La fiebre adanista nos lleva al delirio de pensar que todo comenzó ayer, cuando ya estábamos aquí. Hace quince años Vargas Llosa le puso nombre a la obsesión de los medios de comunicación por el entretenimiento. Lo llamó “la civilización del espectáculo”, pero el invento se comenzó a gestar mucho antes. La dramaturgia francesa del XVII se rebeló contra el canon clásico griego para proclamar que el primer objetivo de la tragedia no era moral, sino hedonista. El espectador lo tiene que pasar bien, aunque sea llorando. Moliere, Corneille y Racine crean así el teatro de las emociones, cuya máxima expresión se alcanza hoy en el Santiago Bernabéu.
Como Platero, Mali es mediana, peluda, suave; tan blanca por fuera, que se diría toda de algodón, y del Real Madrid. En el segundo gol de Rodrygo mi perra saltaba sobre la alfombra del salón y sobre mí, que gritaba incrédulo ante el último milagro de los panes y los goles. Nos conformábamos después del primer tanto con hacer sufrir al rival los seis minutos del descuento, asistir en directo a su canguelo, al temblor de piernas de sus jugadores, a sus dudas y al pavor de Guardiola en el banquillo recordando los prodigios previos de esa banda rival de chamanes. Fue corto el tormento de Pep porque el éxtasis llegó en 86 segundos. El entrenador del Manchester City es un hombre inteligente que sabe mucho de fútbol, por eso en la prórroga bajó las brazos consciente que las emociones iban a sepultar su pizarra cartesiana.
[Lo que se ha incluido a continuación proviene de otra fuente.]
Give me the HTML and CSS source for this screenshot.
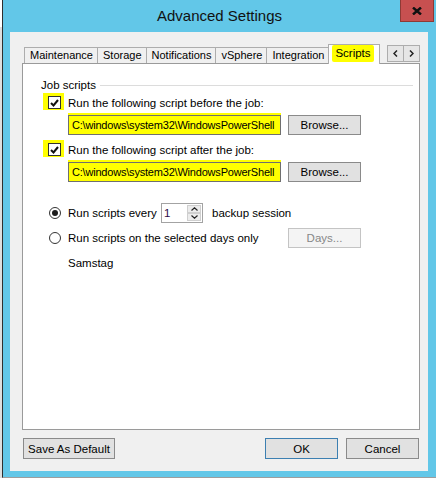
FILE: index.html
```html
<!DOCTYPE html>
<html lang="en">
<head>
<meta charset="UTF-8">
<title>Advanced Settings</title>
<link rel="stylesheet" href="styles.css">
</head>
<body>

<div class="screen">
    <div class="backdrop"></div>

    <!-- Dialog window -->
    <div class="window">
        <div class="titlebar">
            <h1 class="title">Advanced Settings</h1>
            <button class="close" type="button">
                <svg width="10" height="8" viewBox="0 0 10 8"><path d="M1 0.5 L9 7.5 M9 0.5 L1 7.5" stroke="#111" stroke-width="2.4"/></svg>
            </button>
        </div>

        <div class="client">
            <!-- Tab strip -->
            <div class="tabs">
                <div class="tab">Maintenance</div>
                <div class="tab">Storage</div>
                <div class="tab">Notifications</div>
                <div class="tab">vSphere</div>
                <div class="tab">Integration</div>
                <div class="tab tab-active"><span class="marker">Scripts</span></div>
                <div class="tab-scroll">
                    <span class="scroll-btn"><svg width="5" height="7" viewBox="0 0 5 7"><path d="M4 0.5 L1 3.5 L4 6.5" fill="none" stroke="#222" stroke-width="1.5"/></svg></span>
                    <span class="scroll-btn"><svg width="5" height="7" viewBox="0 0 5 7"><path d="M1 0.5 L4 3.5 L1 6.5" fill="none" stroke="#222" stroke-width="1.5"/></svg></span>
                </div>
            </div>

            <!-- Scripts page -->
            <div class="panel">
                <div class="legend">
                    <span>Job scripts</span>
                    <span class="legend-line"></span>
                </div>

                <div class="group">
                    <div class="row row-check">
                        <span class="check"><svg width="9" height="8" viewBox="0 0 9 8"><path d="M1 4 L3.5 6.5 L8 1" fill="none" stroke="#111" stroke-width="2"/></svg></span>
                        <span class="wide">Run the following script before the job:</span>
                    </div>
                    <div class="row row-path">
                        <div class="textbox">C:\windows\system32\WindowsPowerShell</div>
                        <button class="btn btn-browse" type="button">Browse...</button>
                    </div>

                    <div class="row row-check row-check-next">
                        <span class="check"><svg width="9" height="8" viewBox="0 0 9 8"><path d="M1 4 L3.5 6.5 L8 1" fill="none" stroke="#111" stroke-width="2"/></svg></span>
                        <span class="wide">Run the following script after the job:</span>
                    </div>
                    <div class="row row-path">
                        <div class="textbox">C:\windows\system32\WindowsPowerShell</div>
                        <button class="btn btn-browse" type="button">Browse...</button>
                    </div>

                    <div class="row row-radio row-radio-first">
                        <span class="radio radio-on"></span>
                        <div class="wide every">
                            <span class="every-label">Run scripts every</span>
                            <div class="spin">
                                <span class="spin-value">1</span>
                                <div class="spin-btns">
                                    <span class="spin-btn"><svg width="7" height="4" viewBox="0 0 7 4"><path d="M0.5 3.5 L3.5 0.8 L6.5 3.5" fill="none" stroke="#222" stroke-width="1.2"/></svg></span>
                                    <span class="spin-btn"><svg width="7" height="4" viewBox="0 0 7 4"><path d="M0.5 0.5 L3.5 3.2 L6.5 0.5" fill="none" stroke="#222" stroke-width="1.2"/></svg></span>
                                </div>
                            </div>
                            <span class="every-unit">backup session</span>
                        </div>
                    </div>

                    <div class="row row-radio">
                        <span class="radio"></span>
                        <span class="nowrap">Run scripts on the selected days only</span>
                        <button class="btn btn-browse btn-disabled" type="button">Days...</button>
                    </div>

                    <div class="row row-note">
                        <span class="note">Samstag</span>
                    </div>
                </div>
            </div>

            <!-- Dialog buttons -->
            <div class="footer">
                <button class="btn btn-default" type="button">Save As Default</button>
                <button class="btn btn-ok" type="button">OK</button>
                <button class="btn btn-cancel" type="button">Cancel</button>
            </div>
        </div>
    </div>
</div>

</body>
</html>
```

FILE: styles.css
```css
/* General */
* {
    margin: 0;
    padding: 0;
    box-sizing: border-box;
}

body {
    font-family: "Liberation Sans", Arial, sans-serif;
    font-size: 11.5px;
    color: #000;
    background: #fff;
}

button {
    font: inherit;
    color: inherit;
}

.screen {
    display: flex;
    width: 436px;
    height: 478px;
    overflow: hidden;
}

/* bit of the window behind the dialog */
.backdrop {
    width: 2px;
    flex: none;
    background: linear-gradient(#fff 0 27px, #dedede 27px);
}

/* Window frame */
.window {
    flex: 1;
    min-width: 0;
    display: flex;
    flex-direction: column;
    background: #62c7e8;
    border-left: 1px solid #2e2e2e;
    border-bottom: 1px solid #9d9d9d;
}

.titlebar {
    height: 32px;
    display: grid;
    grid-template-columns: 1fr auto 1fr;
}

.title {
    grid-column: 2;
    font-size: 15px;
    font-weight: normal;
    line-height: 32px;
    color: #111;
}

.close {
    grid-column: 3;
    justify-self: end;
    width: 34px;
    height: 22px;
    margin-right: 2px;
    background: #c75050;
    border: 1px solid #8e3a35;
    border-top: none;
    display: flex;
    align-items: center;
    justify-content: center;
}

.client {
    flex: 1;
    min-width: 0;
    margin: 0 8px 6px 7px;
    background: #f0f0f0;
    padding: 12px 8px 12px 12px;
    display: flex;
    flex-direction: column;
}

/* Tabs */
.tabs {
    display: flex;
    align-items: flex-end;
    height: 19px;
    padding-left: 2px;
}

.tab {
    height: 16px;
    padding: 0 4px 0 5px;
    margin-left: -1px;
    border: 1px solid #adadad;
    border-bottom: none;
    background: #f0f0f0;
    font-size: 11px;
    line-height: 15px;
    white-space: nowrap;
}

.tab:first-child {
    margin-left: 0;
}

.tab-active {
    position: relative;
    z-index: 1;
    height: 20px;
    margin: 0 -2px -1px -1px;
    padding: 0 5px 0 3px;
    background: #fff;
    font-size: 11.5px;
    line-height: 17px;
}

.marker {
    background: #ffff00;
    padding: 2px 3px 3px 3px;
    border-radius: 2px;
}

.tab-scroll {
    display: flex;
    align-self: flex-start;
    margin: 1px 0 0 auto;
}

.scroll-btn {
    width: 17px;
    height: 17px;
    border: 1px solid #adadad;
    background: #e6e6e6;
    display: flex;
    align-items: center;
    justify-content: center;
}

.scroll-btn + .scroll-btn {
    margin-left: -1px;
}

/* Tab page */
.panel {
    flex: 1;
    background: #fff;
    border: 1px solid #9a9a9a;
    padding: 14px 6px 0 18px;
}

.legend {
    display: flex;
    align-items: center;
    height: 14px;
}

.legend-line {
    flex: 1;
    border-top: 1px solid #dcdcdc;
    margin-left: 4px;
}

.group {
    padding-left: 7px;
}

.row {
    display: grid;
    grid-template-columns: 20px 213px 7px 73px;
    align-items: center;
}

.wide {
    grid-column: 2 / 5;
}

.nowrap {
    grid-column: 2 / 4;
    white-space: nowrap;
}

.row-check {
    height: 13px;
    margin-top: 4px;
}

.row-check-next {
    margin-top: 8px;
}

.row-path {
    height: 20px;
    margin-top: 6px;
}

.row-radio {
    height: 20px;
    margin-top: 5px;
}

.row-radio-first {
    margin-top: 21px;
}

.row-note {
    height: 14px;
    margin-top: 8px;
}

.note {
    grid-column: 2;
}

/* Check boxes and radios */
.check {
    width: 13px;
    height: 13px;
    border: 1px solid #333;
    background: #fff;
    display: flex;
    align-items: center;
    justify-content: center;
    box-shadow: -3px -1px 0 2px #ffff00, 1px -1px 0 2px #ffff00;
}

.radio {
    width: 12px;
    height: 12px;
    margin-left: 1px;
    border: 1px solid #333;
    border-radius: 50%;
    background: #fff;
    display: flex;
    align-items: center;
    justify-content: center;
}

.radio-on::after {
    content: "";
    width: 6px;
    height: 6px;
    border-radius: 50%;
    background: #1c1c1c;
}

/* Inputs */
.textbox {
    grid-column: 2;
    height: 20px;
    border: 1px solid #6f6f6f;
    background: #ffff00;
    padding-left: 3px;
    font-size: 11px;
    letter-spacing: -0.2px;
    line-height: 18px;
    white-space: nowrap;
    overflow: hidden;
    box-shadow: 0 -2px 0 #ffff00;
}

.every {
    display: flex;
    align-items: center;
}

.every-label {
    width: 93px;
}

.spin {
    display: flex;
    width: 42px;
    height: 20px;
    border: 1px solid #a3a3a3;
    background: #fff;
}

.spin-value {
    flex: 1;
    padding-left: 2px;
    line-height: 18px;
    color: #2d0b4a;
}

.spin-btns {
    width: 16px;
    display: flex;
    flex-direction: column;
    padding: 1px;
}

.spin-btn {
    flex: 1;
    background: #ececec;
    border: 1px solid #cfcfcf;
    display: flex;
    align-items: center;
    justify-content: center;
}

.every-unit {
    margin-left: 9px;
}

/* Buttons */
.btn {
    height: 20px;
    background: #e1e1e1;
    border: 1px solid #8a8a8a;
    text-align: center;
}

.btn-browse {
    grid-column: 4;
}

.btn-disabled {
    background: #f4f4f4;
    border-color: #c4c4c4;
    color: #878787;
}

.footer {
    display: flex;
    gap: 8px;
    margin-top: 8px;
    padding: 0 1px;
}

.footer .btn {
    height: 21px;
    width: 73px;
}

.btn-default {
    width: 92px !important;
    margin-right: auto;
}

.btn-ok {
    border-color: #3c7fb1;
}
```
Es lo imposible lo que merece la pena intentar, sobre todo en el deporte. Es la imagen absurda del boxeador casi noqueado soltando el guante hasta el final por si acierta en el mentón del rival, en lugar de protegerse de un castigo mayor. Es Nadal renqueante y agotado corriendo de lado a lado en una pista de tenis hasta ganar de manera inexplicable. Es el disparate de un chico de 174 centímetros de altura cabeceando a la red entre dos centrales de 1’90. Es enterrar a Lázaro, no una sino tres veces, y que tres veces aparezca desplazada la piedra del sepulcro. Y nos emocionamos, claro.
Quienes consideren esta una reacción desproporcionada deben recordar que es mejor acudir a los estadios con bufandas que asaltar una cámara legislativa, pitar al equipo contrario que reventar a pedradas un mitin político. Es preferible volverse loco gritando en una grada que invadiendo un país. Aunque sobrevivan algunos energúmenos, el fútbol y otros deportes sustituyeron a las batallas entre clanes canalizando las emociones de la tribu, acotándolas en el tiempo y en el espacio. A la mañana siguiente el campo está cerrado y los hinchas van a trabajar.
El sociólogo francés Gilles Lipovetsky señala que “el teatro fue el primer ámbito en el que se llevó a la práctica la lógica de la seducción soberana que, tres siglos después, se generalizará alcanzando el universo de la economía, la política y la educación”. Las consecuencias de esta expansión de las emociones a territorios que debería ocupar la razón las estamos padeciendo en forma de populismos, nacionalismos y otras demagogias que deterioran la convivencia. La polarización social consiste en llevar la Champions y los derbis fuera de los recintos deportivos.
Los gestos hiperbólicos, el exceso de teatralidad, el regate corto, los discursos hiperventilados, los goles dudosos en el último minuto, los taconazos vistosos pero inútiles, los piscinazos en el hemiciclo… han otorgado un aire de ficción a la política en España que comienza a cansar al espectador. O eso apuntan las encuestas. Parece que llega el momento de restablecer el equilibrio entre razón y emoción en la vida pública, como acaba de suceder en Francia y Eslovenia. Es una cuestión de proporciones, porque estamos comprobando como una sobredosis de odio o miedo termina por generar anticuerpos en la sociedad.
Ha tenido que tocar a nuestras puertas una guerra de verdad para que el belicismo de palabra comience a perder seguidores. El parlamentarismo del zasca hace menos gracia porque la política no puede consistir en un eterno Madrid-Barça. Agota, y además no baja la factura de la luz. Aunque no lo vea claro la Sociedad Española de Cardiología, por una cuestión de salud democrática necesitamos partidos de infarto como el de esta semana para que el rugido social y las bufandas se queden ahí, en las gradas de un estadio, y desaparezcan de los escaños de sus señorías. Tras unos años de furia, quizá ha llegado el momento de dejar de tratar a los electores como hooligans.